The list will be less restrictive and more investment friendly, Hatta Rajasa, the coordinating minister for the economy, said on Saturday.
 
“We will report our progress to the president this November, and hopefully release the new list by the end of the year,” Hatta told reporters.
 
He refused to give further details as economic ministers will have their final meeting today, before reporting back to the president.
 
Among the opportunities closed to foreigners are investments in telecommunication towers, vessel traffic information systems, and timber and forest plantations, according to a presidential regulation issued in 2010.
 
Revising the list is among a series of efforts by the government to attract foreign direct investment, Hatta said.
 
“Government will also omit some permits that are deemed to be complicating investment,” he said.
 
Mahendra Siregar, chairman of the Investment Coordinating Board (BKPM), said that his office had revised next year’s investment target to Rp 450 trillion ($40.2 billion), down 12 percent from the initial target of Rp 506 trillion, due to the uncertainty of economic growth in emerging economies around the world.
 
“It’s still quite large.
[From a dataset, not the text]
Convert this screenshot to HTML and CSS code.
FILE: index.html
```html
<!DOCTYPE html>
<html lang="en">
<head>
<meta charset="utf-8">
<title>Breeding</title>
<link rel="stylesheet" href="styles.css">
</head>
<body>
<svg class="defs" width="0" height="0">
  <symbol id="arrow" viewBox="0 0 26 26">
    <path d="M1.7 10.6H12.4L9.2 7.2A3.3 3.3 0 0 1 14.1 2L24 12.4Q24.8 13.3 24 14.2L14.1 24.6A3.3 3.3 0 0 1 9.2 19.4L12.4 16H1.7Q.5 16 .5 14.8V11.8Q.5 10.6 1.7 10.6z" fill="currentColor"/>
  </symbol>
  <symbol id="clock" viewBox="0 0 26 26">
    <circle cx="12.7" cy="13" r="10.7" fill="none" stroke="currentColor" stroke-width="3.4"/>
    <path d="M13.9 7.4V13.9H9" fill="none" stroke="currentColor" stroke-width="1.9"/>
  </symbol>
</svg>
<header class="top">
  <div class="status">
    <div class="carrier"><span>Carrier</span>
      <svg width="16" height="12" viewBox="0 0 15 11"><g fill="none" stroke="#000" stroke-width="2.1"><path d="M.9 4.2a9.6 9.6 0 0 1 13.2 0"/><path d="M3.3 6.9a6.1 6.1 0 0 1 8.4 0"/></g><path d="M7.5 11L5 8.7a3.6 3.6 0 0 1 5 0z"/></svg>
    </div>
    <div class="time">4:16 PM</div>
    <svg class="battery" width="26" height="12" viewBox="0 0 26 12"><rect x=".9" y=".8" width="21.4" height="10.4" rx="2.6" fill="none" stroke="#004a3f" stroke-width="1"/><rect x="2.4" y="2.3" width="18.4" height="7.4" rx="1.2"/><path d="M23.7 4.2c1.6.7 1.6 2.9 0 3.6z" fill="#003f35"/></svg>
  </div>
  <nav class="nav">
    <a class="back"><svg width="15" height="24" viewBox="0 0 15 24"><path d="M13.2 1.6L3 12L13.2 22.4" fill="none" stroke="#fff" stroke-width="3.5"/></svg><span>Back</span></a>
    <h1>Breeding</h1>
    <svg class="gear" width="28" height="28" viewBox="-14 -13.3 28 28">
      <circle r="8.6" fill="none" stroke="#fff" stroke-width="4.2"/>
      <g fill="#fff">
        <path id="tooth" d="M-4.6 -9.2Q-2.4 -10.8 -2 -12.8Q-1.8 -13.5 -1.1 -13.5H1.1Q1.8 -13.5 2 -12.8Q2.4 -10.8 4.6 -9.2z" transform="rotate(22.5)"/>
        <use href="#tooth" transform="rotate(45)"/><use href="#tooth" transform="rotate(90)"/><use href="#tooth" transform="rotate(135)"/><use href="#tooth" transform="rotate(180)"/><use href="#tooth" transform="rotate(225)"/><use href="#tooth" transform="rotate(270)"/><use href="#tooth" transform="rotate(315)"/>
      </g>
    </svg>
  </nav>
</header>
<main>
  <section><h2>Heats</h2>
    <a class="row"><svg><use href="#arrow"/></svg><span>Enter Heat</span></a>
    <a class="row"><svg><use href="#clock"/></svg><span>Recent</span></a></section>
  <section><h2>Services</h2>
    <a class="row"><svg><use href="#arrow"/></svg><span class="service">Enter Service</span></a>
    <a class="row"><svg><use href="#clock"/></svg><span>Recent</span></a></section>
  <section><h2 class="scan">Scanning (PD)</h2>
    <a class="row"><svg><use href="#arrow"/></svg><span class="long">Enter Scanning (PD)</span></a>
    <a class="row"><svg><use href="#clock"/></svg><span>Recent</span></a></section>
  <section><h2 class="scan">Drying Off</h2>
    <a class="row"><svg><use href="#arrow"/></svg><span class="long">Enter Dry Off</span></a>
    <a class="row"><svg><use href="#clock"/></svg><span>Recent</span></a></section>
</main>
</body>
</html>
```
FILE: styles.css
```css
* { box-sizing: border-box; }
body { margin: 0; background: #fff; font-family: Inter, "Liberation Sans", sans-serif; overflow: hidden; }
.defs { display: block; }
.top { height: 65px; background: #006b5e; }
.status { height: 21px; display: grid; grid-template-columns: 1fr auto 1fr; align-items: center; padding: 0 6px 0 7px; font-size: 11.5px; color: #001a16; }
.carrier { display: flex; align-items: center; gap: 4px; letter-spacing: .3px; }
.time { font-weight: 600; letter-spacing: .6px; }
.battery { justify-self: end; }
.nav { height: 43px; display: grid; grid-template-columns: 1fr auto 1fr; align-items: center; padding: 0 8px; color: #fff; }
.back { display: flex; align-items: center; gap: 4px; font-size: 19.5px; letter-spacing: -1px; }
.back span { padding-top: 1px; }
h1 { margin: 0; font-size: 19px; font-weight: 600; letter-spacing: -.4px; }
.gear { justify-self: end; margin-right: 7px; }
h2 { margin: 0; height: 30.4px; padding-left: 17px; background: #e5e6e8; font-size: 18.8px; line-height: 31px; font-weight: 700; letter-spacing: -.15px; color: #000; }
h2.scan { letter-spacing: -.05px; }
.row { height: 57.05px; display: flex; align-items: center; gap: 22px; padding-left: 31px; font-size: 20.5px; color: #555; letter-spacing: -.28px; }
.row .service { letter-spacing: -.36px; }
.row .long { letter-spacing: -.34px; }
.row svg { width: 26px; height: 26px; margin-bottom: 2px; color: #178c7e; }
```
Our focus now is not to seek for rapid acceleration, but to maintain our pace,” Mahendra said.
 
Total foreign and domestic investment rose 23 percent year-on-year to a record Rp 100.5 trillion in the July-to-September period, after increasing 30 percent in the second quarter, according to BKPM data.
 
In the January-to-September period, total investment reached Rp 293.3 trillion, which itself is about 75 percent of the BKPM’s 2013 target of Rp 390 trillion.
 
Slowing investment and falling exports have slowed the expansion of the Indonesian economy, with Bank Indonesia cutting its economic growth forecast to 5.9 percent this year.
 
Indonesia’s current-account deficit — the broadest measure of trade — stood at $9.8 billion in the second quarter of the year, or 4.4 percent of the country’s gross domestic product. Exports have slowed as demand from big nations, including China and India, have weakened.